Read to the end for a good skull meme

Hi there! You’re probably wondering why I’m bugging you on a weekend morning. “You’re that horrible goblin from the computer that torments me on Mondays, Wednesdays, and Fridays,” you’re probably muttering to yourself at the moment. Well, I’ve broken my weekday containment unit to announce something new that I’m pretty excited about. I’ve experimented a lot with what I want to offer paying readers over the last two years and, after going through the recent reader survey, it seems like a whole lot of you would just love something big and digest-y — the internet garbage you know and love, but in a format that’s easier to read hungover in bed on a Saturday. Or on an iPad over coffee if you’re in your 30s. So, I’m excited to introduce Garbage Weekend. It’ll be sent out on Saturday mornings to paying subscribers going forward. I’m still tinkering with the form and format, but the idea is to use this space as a way to track smaller bits I want to keep an eye on and also condense a week’s worth of craziness into something easy for you all to read. I’m sending this first one out to everyone so you can see if you dig it. If you do, hit the green button below and throw in a few bucks. Let me know what you think!

THE PLATFORMS

Ever been curious how often your computer sends data to Google? Well, programmer Bert Hubert built a tool that makes a little ding every time it happens and it’s just as disconcerting as you might imagine.

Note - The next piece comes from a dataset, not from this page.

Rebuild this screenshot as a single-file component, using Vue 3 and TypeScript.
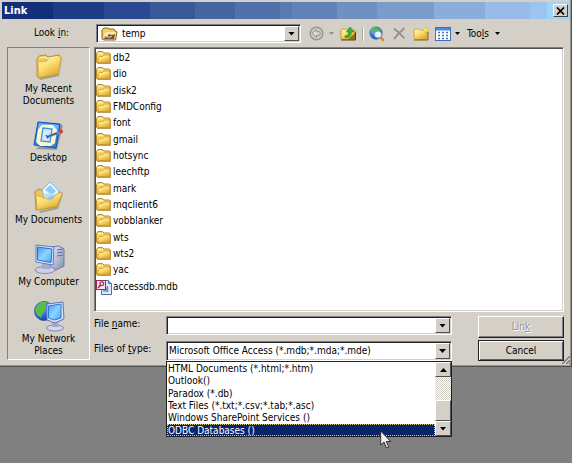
<script setup lang="ts">
import { ref } from 'vue'

interface Place {
  id: string
  lines: string[]
  roomy?: boolean
}

const places: Place[] = [
  { id: 'recent', lines: ['My Recent', 'Documents'] },
  { id: 'desktop', lines: ['Desktop'], roomy: true },
  { id: 'documents', lines: ['My Documents'], roomy: true },
  { id: 'computer', lines: ['My Computer'] },
  { id: 'network', lines: ['My Network', 'Places'] },
]

const folders: string[] = [
  'db2', 'dio', 'disk2', 'FMDConfig', 'font', 'gmail', 'hotsync',
  'leechftp', 'mark', 'mqclient6', 'vobblanker', 'wts', 'wts2', 'yac',
]

const fileTypes: string[] = [
  'HTML Documents (*.html;*.htm)',
  'Outlook()',
  'Paradox (*.db)',
  'Text Files (*.txt;*.csv;*.tab;*.asc)',
  'Windows SharePoint Services ()',
  'ODBC Databases ()',
]

const fileName = ref('')
const highlighted = ref(5)
</script>

<template>
  <div class="backdrop">
    <main class="dialog" role="dialog" aria-labelledby="dialog-title">
      <svg class="defs" width="0" height="0" aria-hidden="true">
        <defs>
          <linearGradient id="gold" x1="0" y1="0" x2="0.6" y2="1">
            <stop offset="0" stop-color="#fff7b4" />
            <stop offset="0.5" stop-color="#fbdf74" />
            <stop offset="1" stop-color="#e0a92c" />
          </linearGradient>
          <linearGradient id="screen" x1="0" y1="0" x2="1" y2="1">
            <stop offset="0" stop-color="#3f9cf4" />
            <stop offset="0.5" stop-color="#8fd4ff" />
            <stop offset="1" stop-color="#4aa4f6" />
          </linearGradient>
          <linearGradient id="casing" x1="0" y1="0" x2="1" y2="1">
            <stop offset="0" stop-color="#f0f3fb" />
            <stop offset="1" stop-color="#8088b8" />
          </linearGradient>
          <radialGradient id="ocean" cx="0.35" cy="0.3" r="0.8">
            <stop offset="0" stop-color="#9cd0ff" />
            <stop offset="0.5" stop-color="#2f72e0" />
            <stop offset="1" stop-color="#143a9c" />
          </radialGradient>
          <symbol id="small-folder" viewBox="0 0 16 14">
            <path d="M1 12.5V3L3 1h4l1.500 1.500H14l1 1V13H2z" fill="#8a7432" opacity="0.6" />
            <path d="M.5 11.500V2.500L2 .5h4.500L8 2h5.500l.5 1v9H1z" fill="#f6d56c" stroke="#b98b26" />
            <path d="M2 11.500V7l1.500-1.500h3L8 4h6v7.500z" fill="url(#gold)" stroke="#c99728" stroke-width="0.8" />
            <path d="M2 2h4l1 1H2z" fill="#fff6c0" />
          </symbol>
        </defs>
      </svg>

      <header class="titlebar">
        <h1 id="dialog-title">Link</h1>
        <button class="close" type="button" aria-label="Close">
          <svg width="9" height="8" viewBox="0 0 9 8"><path d="M1 .5l7 7M8 .5l-7 7" stroke="#000" stroke-width="1.700" /></svg>
        </button>
      </header>

      <div class="toolbar">
        <label class="look-label" for="look-in">Look <u>i</u>n:</label>
        <div class="combo look">
          <svg class="temp-icon" width="17" height="14" viewBox="0 0 17 14" aria-hidden="true">
            <path d="M1 12V3l2-2h4l1 1h5l1 2 2 1-1.500 8H3z" fill="#f4ce62" stroke="#8b651d" />
            <path d="M3 7l3-2h9l-2 6H3z" fill="#ffeaa0" />
            <path d="M3 12l1-3 2 1 2-3 3 1 3-1-1 5z" fill="#775033" />
            <path d="M3 10.500l3-1 2 1 3-1.500" stroke="#b9c9d6" stroke-width="1.300" fill="none" />
          </svg>
          <select id="look-in"><option>temp</option></select>
          <span class="drop" aria-hidden="true"><i class="arrow"></i></span>
        </div>
        <div class="tools">
          <button type="button" class="tool back" aria-label="Back" disabled>
            <svg width="15" height="15" viewBox="0 0 15 15">
              <circle cx="7.500" cy="7.500" r="6.300" fill="#cbc8c1" stroke="#96938d" stroke-width="1.300" />
              <path d="M3 7.500L7.500 3.500v2.300H11v3.400H7.500v2.300z" fill="#dedbd5" stroke="#96938d" />
            </svg>
          </button>
          <button type="button" class="tool menu-arrow" aria-label="Back history" disabled><i class="arrow small dim"></i></button>
          <button type="button" class="tool up" aria-label="Up one level">
            <svg width="16" height="15" viewBox="0 0 16 15">
              <path d="M1 13V4l1-1h4l1 1h8v9.500H1.500z" fill="url(#gold)" stroke="#c79b35" />
              <path d="M8 13.500L15 7v6.500z" fill="#9a6c1c" />
              <path d="M1 14h14.500V6" fill="none" stroke="#54400f" />
              <path d="M5 11.500c4 .6 6.300-1.500 6.300-5.500H14L10 1 6.500 6h2.300c0 2.500-1.300 3.700-3.800 4z" fill="#35b53a" stroke="#14801c" stroke-width="0.6" />
            </svg>
          </button>
          <span class="rule"></span>
          <button type="button" class="tool web" aria-label="Search the web">
            <svg width="17" height="16" viewBox="0 0 17 16">
              <circle cx="7" cy="7" r="6.300" fill="url(#ocean)" stroke="#5876b4" stroke-width="0.600" />
              <path d="M3 2l3-1 2 1-1 2 1 1-2 2-3-1-1-2zM9 2l2 1 1 2-2 1-1-2z" fill="#57ba4c" />
              <path d="M12 11.500l2 2.500" stroke="#d88a25" stroke-width="2.600" stroke-linecap="round" />
              <circle cx="9" cy="8.500" r="3.600" fill="#e5f3ff" stroke="#7f97ba" />
            </svg>
          </button>
          <button type="button" class="tool delete" aria-label="Delete" disabled>
            <svg width="13" height="13" viewBox="0 0 13 13"><path d="M1 1.500c4 3 7 6 10.500 10M11.500 1C8 4 4 8 1 12" fill="none" stroke="#918e8b" stroke-width="1.700" /></svg>
          </button>
          <button type="button" class="tool new" aria-label="Create new folder">
            <svg width="17" height="15" viewBox="0 0 17 15">
              <path d="M1 13V4l1-1h4l1 1h7v9.500H1.500z" fill="url(#gold)" stroke="#d3a842" />
              <path d="M1 14h14V6" fill="none" stroke="#7b6224" />
              <path d="M12.500 0l.8 2.800L16.500 4l-3.200 1-.8 3-.8-3-3.200-1 3.200-1.200z" fill="#fff36b" stroke="#e5b52c" stroke-width="0.600" />
            </svg>
          </button>
          <button type="button" class="tool views" aria-label="Views">
            <svg width="16" height="14" viewBox="0 0 16 14">
              <rect x="0.500" y="0.500" width="15" height="13" fill="#fff" stroke="#3d6cc4" />
              <rect x="1" y="1" width="14" height="2.500" fill="#4c86e6" />
              <path d="M3 5.500h10M3 8.500h10M3 11.500h10" stroke="#4873b9" stroke-width="1.500" stroke-dasharray="2 2" />
            </svg>
          </button>
          <button type="button" class="tool menu-arrow" aria-label="View choices"><i class="arrow small"></i></button>
          <button type="button" class="tool text">Too<u>l</u>s <i class="arrow small"></i></button>
        </div>
      </div>

      <div class="body">
        <nav class="places" aria-label="Places">
          <button v-for="place in places" :key="place.id" type="button" class="place" :class="{ roomy: place.roomy }">
            <svg width="32" height="32" viewBox="0 0 32 32" aria-hidden="true">
              <g v-if="place.id === 'recent'">
                <path d="M6 28l1 2 19-4 3-18-2-1z" fill="#77705a" opacity="0.5" />
                <path d="M4 26.500V9l2-3 7-1 2 2 11-2 1 2-2 17-19 4z" fill="#efc95c" stroke="#b78d30" />
                <path d="M5 12l9-1 2-3 12-2-2.500 17.500L6 27.500z" fill="url(#gold)" stroke="#d8ad45" stroke-width="0.8" />
                <path d="M6 8l6-1 2 1.500 11-2" fill="none" stroke="#fff8c8" />
              </g>
              <g v-else-if="place.id === 'desktop'">
                <path d="M3 30l21 1 6-24-2-2z" fill="#57607a" opacity="0.5" />
                <path d="M5 3l22 2-4 24-22-3z" fill="#2f7fe4" stroke="#174fae" />
                <path d="M6 4l20 2-2 9C20 6 13 5 5 9z" fill="#69b6fb" />
                <path d="M9 6h11l4 5-2 13-4 3H7l-4-4 2-13z" fill="#fdf7c8" />
                <path d="M10 9l9 1-2 13-9-1z" fill="#d5eafd" stroke="#4393e6" stroke-width="1.300" />
                <path d="M14 18l13-5" stroke="#7b8fb5" stroke-width="2.500" />
                <path d="M14 18l10-4" stroke="#294f9c" />
                <path d="M13 16l2 3.500" stroke="#2563b5" stroke-width="1.500" />
                <circle cx="28" cy="12.500" r="2" fill="#cd3f36" />
              </g>
              <g v-else-if="place.id === 'documents'">
                <path d="M6 30l18-4 5-15 1 2-5 15-18 4z" fill="#77705a" opacity="0.5" />
                <path d="M3 29L2 11l4-3 5 2 16 1-3 15z" fill="#f0c657" stroke="#b98e2e" />
                <path d="M9 9l8-8 9 9-4 12-9 1z" fill="#e9f6ff" stroke="#83b4dc" />
                <path d="M12 9l5-5 6 6-4 4z" fill="#8bcdf6" />
                <path d="M11 13l8-1 2 8-6 2z" fill="#b4defa" />
                <path d="M3 14l11 4 14-7 1 2-5 12-20 4z" fill="url(#gold)" stroke="#d2a033" stroke-width="0.8" />
                <path d="M15 17l8-4-3 5-4 2z" fill="#84c3ef" opacity="0.8" />
              </g>
              <g v-else-if="place.id === 'computer'">
                <path d="M17 4l9-1 5 3v17l-8 4-6-3z" fill="url(#casing)" stroke="#7078ab" />
                <path d="M24 7l6-1M24 10l6-1M24 13l6-1" stroke="#5969a4" />
                <circle cx="27" cy="19" r="1.200" fill="#6ddc5a" />
                <ellipse cx="12" cy="27" rx="10" ry="3.500" fill="#cbd0e6" stroke="#858cb5" />
                <path d="M9 21h7l1 5h-8z" fill="#a4abcf" />
                <path d="M3 2l18 2-1 18-17-3z" fill="#dfe5f7" stroke="#6876b5" />
                <path d="M4.500 4L19 6l-1 13.500L4.500 17z" fill="url(#screen)" stroke="#2470cd" />
              </g>
              <g v-else>
                <circle cx="11" cy="11" r="9.500" fill="url(#ocean)" stroke="#1a4196" stroke-width="0.7" />
                <path d="M4 6l4-4 6 0-2 4 1 4-3 2-2 6-4-3-2-5z" fill="#58bd44" />
                <path d="M15 3l4 3-1 3-3-2z" fill="#7bd25b" />
                <ellipse cx="22" cy="28" rx="8.500" ry="3" fill="#d4d8eb" stroke="#8289b4" />
                <path d="M19 21h6l1 6h-7z" fill="#a2a9cf" />
                <path d="M14 4l16-2 1 17-9 4-8-3z" fill="#dbe2f6" stroke="#6471b2" />
                <path d="M15.500 6L28 4v14l-6.500 2-6-2z" fill="url(#screen)" stroke="#2b77d3" />
              </g>
            </svg>
            <span v-for="line in place.lines" :key="line">{{ line }}</span>
          </button>
        </nav>

        <section class="content">
          <div class="listing">
            <ul class="files">
              <li v-for="name in folders" :key="name">
                <svg width="16" height="14" aria-hidden="true"><use href="#small-folder" /></svg>
                <span>{{ name }}</span>
              </li>
              <li>
                <svg width="16" height="16" viewBox="0 0 16 16" aria-hidden="true">
                  <path d="M5.500 1.500h7l3 3v11h-10z" fill="#dfeafa" stroke="#4d70ac" />
                  <path d="M12.500 1.500v3h3" fill="#9ab9e4" stroke="#4d70ac" />
                  <path d="M8 13V9h2v4M11.500 13V7" stroke="#6d93cf" stroke-width="1.500" fill="none" />
                  <rect x="0.500" y="1.500" width="9" height="9" fill="#f9e6ee" stroke="#9b2953" />
                  <circle cx="5.800" cy="4.800" r="1.900" fill="none" stroke="#a3265a" stroke-width="1.200" />
                  <path d="M4.500 6.200L2 9" stroke="#a3265a" stroke-width="1.500" />
                </svg>
                <span>accessdb.mdb</span>
              </li>
            </ul>
          </div>

          <form class="bottom" @submit.prevent>
            <div class="fields">
              <label for="file-name">File <u>n</u>ame:</label>
              <div class="combo name">
                <input id="file-name" v-model="fileName" type="text" autocomplete="off" />
                <button type="button" class="drop" aria-label="Recent names"><i class="arrow"></i></button>
              </div>
              <label for="file-type">Files of <u>t</u>ype:</label>
              <div class="combo type">
                <select id="file-type"><option>Microsoft Office Access (*.mdb;*.mda;*.mde)</option></select>
                <span class="drop" aria-hidden="true"><i class="arrow"></i></span>
                <div class="popup">
                  <ul class="choices" role="listbox" aria-label="File types">
                    <li
                      v-for="(type, index) in fileTypes"
                      :key="type"
                      role="option"
                      :aria-selected="index === highlighted"
                      :class="{ active: index === highlighted }"
                      @mouseenter="highlighted = index"
                    >{{ type }}</li>
                  </ul>
                  <div class="scrollbar">
                    <button type="button" aria-label="Scroll up"><i class="arrow flip"></i></button>
                    <span class="track"></span>
                    <span class="thumb"></span>
                    <button type="button" aria-label="Scroll down"><i class="arrow"></i></button>
                  </div>
                  <svg class="pointer" width="12" height="19" viewBox="0 0 12 19" aria-hidden="true">
                    <path d="M.7 1v14l3.300-3 2.500 6 2.300-1-2.500-5.500h4.400z" fill="#eee" stroke="#222" stroke-width="0.9" />
                  </svg>
                </div>
              </div>
            </div>
            <div class="actions">
              <button type="submit" disabled>Lin<u>k</u></button>
              <button type="button" class="cancel">Cancel</button>
            </div>
          </form>
        </section>
      </div>
      <svg class="grip" width="10" height="10" viewBox="0 0 10 10" aria-hidden="true">
        <path d="M1 10l9-9M5 10l5-5" stroke="#fff" />
        <path d="M2 10l8-8M6 10l4-4M9 10l1-1" stroke="#77746e" stroke-width="1.500" />
      </svg>
    </main>
  </div>
</template>

<style>
body {
  background: #808080;
}
</style>

<style scoped>
.backdrop {
  min-height: 100vh;
  background: #808080;
}
.dialog {
  position: relative;
  box-sizing: border-box;
  padding: 2px 1px 5px 2px;
  background: #d4d0c8;
  border-right: 1px solid #505050;
  border-bottom: 1px solid #505050;
  box-shadow: inset -1px -1px #98958f;
  color: #000;
  font: 10px/12px "DejaVu Sans Condensed", "DejaVu Sans", sans-serif;
}
.defs {
  display: block;
}
button,
input,
select {
  box-sizing: border-box;
  margin: 0;
  padding: 0;
  border: 0;
  border-radius: 0;
  background: none;
  color: inherit;
  font: inherit;
}
ul {
  margin: 0;
  padding: 0;
  list-style: none;
}
u {
  text-underline-offset: 1px;
}
.titlebar {
  display: flex;
  align-items: center;
  justify-content: space-between;
  height: 17px;
  padding: 0 2px;
  background: linear-gradient(90deg, #132f79 9%, #1d3c86 9% 18%, #2b4991 18% 26%, #3a5797 26% 34%, #4664a0 34% 41%, #5270a9 41% 49%, #5b79b1 49% 51%, #6382b8 51% 59%, #7090c1 59% 66%, #7b9bcb 66% 76%, #8aadd9 76% 85%, #9abbe5 85% 93%, #9ac5ed 93% 96%, #9cd4fb 96%);
}
.titlebar h1 {
  margin: 0;
  color: #fff;
  font-size: 11px;
  line-height: 16px;
}
.close {
  display: grid;
  place-items: center;
  width: 15px;
  height: 13px;
  background: #d4d0c8;
  border: 1px solid;
  border-color: #fff #404040 #404040 #fff;
}
.toolbar {
  display: flex;
  align-items: flex-start;
  padding: 5px 8px 4px 32px;
}
.look-label {
  flex: none;
  width: 62px;
  padding-top: 3px;
}
.combo {
  position: relative;
  box-sizing: border-box;
  display: flex;
  height: 19px;
  background: #fff;
  border: 1px solid;
  border-color: #808080 #fff #fff #808080;
  box-shadow: inset 1px 1px #202020, inset -1px -1px #d4d0c8;
}
.look {
  flex: 0 1 205px;
}
.combo select,
.combo input {
  flex: 1;
  min-width: 0;
  padding: 0 2px;
  appearance: none;
  outline: none;
}
.temp-icon {
  margin: 2px 2px 0 4px;
}
.drop {
  flex: none;
  display: grid;
  place-items: center;
  box-sizing: border-box;
  width: 15px;
  margin: 1px;
  background: #d4d0c8;
  border: 1px solid;
  border-color: #fff #505050 #505050 #fff;
}
.arrow {
  display: block;
  width: 7px;
  height: 4px;
  background: #000;
  clip-path: polygon(0 0, 100% 0, 50% 100%);
}
.arrow.small {
  width: 5px;
  height: 3px;
}
.arrow.dim {
  background: #918e8b;
}
.arrow.flip {
  transform: rotate(180deg);
}
.tools {
  flex: none;
  display: flex;
  align-items: center;
  height: 19px;
  margin-left: 8px;
}
.tool {
  flex: none;
  display: flex;
  align-items: center;
}
.tool svg {
  display: block;
}
.back {
  margin-right: 1px;
}
.menu-arrow {
  margin: 0 4px;
}
.up {
  margin-left: 2px;
}
.rule {
  width: 1px;
  height: 14px;
  margin: 0 5px 0 6px;
  background: #aaa79f;
  border-right: 1px solid #fff;
}
.delete,
.new {
  margin-left: 7px;
}
.views {
  margin-left: 5px;
}
.text {
  margin-left: 3px;
}
.text .arrow {
  margin-left: 6px;
}
.body {
  display: grid;
  grid-template-columns: 83px minmax(0, 1fr);
  gap: 4px;
  padding: 0 6px 0 5px;
}
.places {
  display: flex;
  flex-direction: column;
  gap: 12px;
  box-sizing: border-box;
  margin-bottom: 1px;
  padding: 2px 0;
  border: 1px solid;
  border-color: #808080 #fff #fff #808080;
}
.place {
  display: flex;
  flex-direction: column;
  align-items: center;
}
.place svg {
  margin-bottom: 1px;
}
.roomy {
  padding-bottom: 5px;
}
.content {
  min-width: 0;
}
.listing {
  padding: 2px 1px 16px;
  background: #fff;
  border: 1px solid;
  border-color: #808080 #fff #fff #808080;
  box-shadow: inset 1px 1px #505050, inset -1px -1px #d4d0c8;
}
.files {
  display: grid;
  grid-auto-rows: 1fr;
  height: 245px;
}
.files li {
  display: flex;
  align-items: center;
  gap: 1px;
}
.bottom {
  display: grid;
  grid-template-columns: minmax(0, 1fr) 86px;
  gap: 26px;
  padding-top: 4px;
}
.fields {
  display: grid;
  grid-template-columns: 72px minmax(0, 1fr);
  grid-template-rows: 19px 20px;
  row-gap: 6px;
}
.fields label {
  padding-top: 2px;
}
.type {
  height: 20px;
}
.actions {
  display: grid;
  grid-template-rows: 22px 21px;
  row-gap: 2px;
}
.actions button {
  border: 1px solid;
  border-color: #fff #202020 #202020 #fff;
  box-shadow: inset -1px -1px #808080;
}
.actions button:disabled {
  color: #99968f;
  text-shadow: 1px 1px #fff;
}
.actions .cancel {
  border-color: #202020;
  box-shadow: inset 1px 1px #fff, inset -1px -1px #606060;
}
.popup {
  position: absolute;
  top: calc(100% + 1px);
  left: -1px;
  right: -1px;
  box-sizing: border-box;
  display: flex;
  height: 76px;
  background: #fff;
  border: 1px solid #202020;
}
.choices {
  flex: 1;
  display: grid;
  grid-auto-rows: minmax(0, 1fr);
}
.choices li {
  padding-left: 1px;
  line-height: 13px;
  white-space: nowrap;
}
.choices .active {
  background: #0a246a;
  color: #fff;
  outline: 1px dotted #d8c98a;
  outline-offset: -1px;
}
.scrollbar {
  display: flex;
  flex-direction: column;
  width: 16px;
}
.scrollbar button,
.thumb {
  display: grid;
  place-items: center;
  box-sizing: border-box;
  height: 15px;
  background: #d4d0c8;
  border: 1px solid;
  border-color: #fff #505050 #505050 #fff;
}
.thumb {
  height: 21px;
}
.track {
  flex: 1;
  background: repeating-conic-gradient(#fff 0 25%, #d4d0c8 0 50%) 0 0 / 2px 2px;
}
.pointer {
  position: absolute;
  top: 68px;
  right: 59px;
}
.grip {
  position: absolute;
  right: 1px;
  bottom: 2px;
}
</style>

Exactly how freaked out should we be about TikTok? The very excellent New Public newsletter asked that question this week. The verdict? “I think we should demand transparency, enhanced moderation, and as much separation from Chinese influence as possible. But at the same time, we must acknowledge that the single largest factor affecting what American teens watch on TikTok is the content that other American teens are creating for TikTok,” Josh Kramer writes.

Duolingo is updating its app, users be damned. If you’ve never used Duolingo, the old version of the app featured various learning trees that you could progress through. You could learn animal names, then jump over to grammar, then brush up on how to order food, then come back to animals. The idea being that it mirrored the way you learn a language irl. The new version of Duolingo compresses the whole thing into one linear tree. Users are comparing it on to Candy Crush, which seems not ideal.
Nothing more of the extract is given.